Britain’s Spookiest Locations

Britain offers tourists an amazing range of historical sites, natural beauty and famous attractions, but it’s also well-known for its history of the spooky and the macabre. From ghost-haunted castles to monster-stalked moors, lovers of the unknown will find lots to interest them in a holiday or day out in Britain. Now that the Halloween crowds are gone, travelers will find shorter wait times, less crowds and the chance to explore these uncanny sites in peace and quiet.

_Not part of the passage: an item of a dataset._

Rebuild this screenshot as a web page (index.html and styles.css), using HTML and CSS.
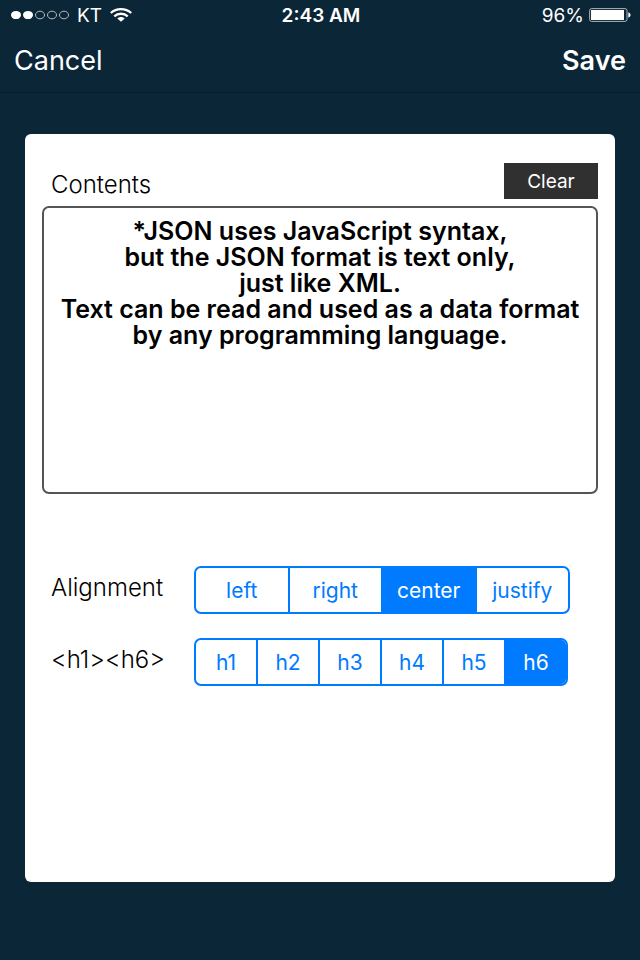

Starting in the north, Scotland has its share of mysterious locations. One of the most famous of these is Glamis Castle in Angus, ancestral seat of the Lyon family and birthplace of the late Queen Mother. The Castle is said to be haunted by a number of spectres, including the famous Monster of Glamis Castle. Other ghosts include the Grey Lady and Earl Beardie, believed to be a degenerate nobleman doomed to play cards with the Devil for eternity. Culloden Moor, in the north of Scotland near Inverness, was the sight of a bloody clash between government forces and rebel Jacobites in 1746. The ghosts of the battle’s dead are said to walk the battlefield on April 16, the anniversary of the battle, but the rugged, eerie landscape is haunted by its history year-round.

Southern England

At the other end of the UK, Southern England boasts an unparalleled number of spooky and macabre sights. London itself could keep a horror enthusiast busy for weeks. Quite apart from themed attractions such as the London Dungeon, the city offers sites of real historical terror, such as walking tours of the locations of the infamous Jack the Ripper murders. The Tower of London, in addition to being a major historical site and museum, is said to be the haunt of any number of phantasms, including many of those executed or murdered there during the Tower’s centuries of use as a prison.

London’s many cemeteries also contain their share of ghouls and night terrors. Highgate cemetery in particular is notorious for being the home of an apparition known as the Highgate Vampire. Guided tours lead visitors through the historic cemetery.

Northern England

Many of the country’s scariest places are in the North of England, within easy reach of an onward Holland ferry journey. One such place is Whitby, a seaside town in Yorkshire, is famous as the site of Dracula’s arrival in England in Bram Stoker’s novel. The town has become a pilgrimage destination for members of the Goth subculture, who flock to Whitby twice a year for festivals which combine Goth music, art, tours and other events. Away from the festival, the ruins of Whitby Abbey and the stark grandeur of the landscape provide the perfect backdrop for a little Gothic brooding. Whitby is also centrally-located for the scenic Yorkshire coastline and a beautiful town in its own right.
No matter what sort of spooky experience you’re looking for, Britain’s historic houses, castles, cemeteries and prehistoric monuments are rich in dark and macabre lore – so have fun, either now or next Halloween!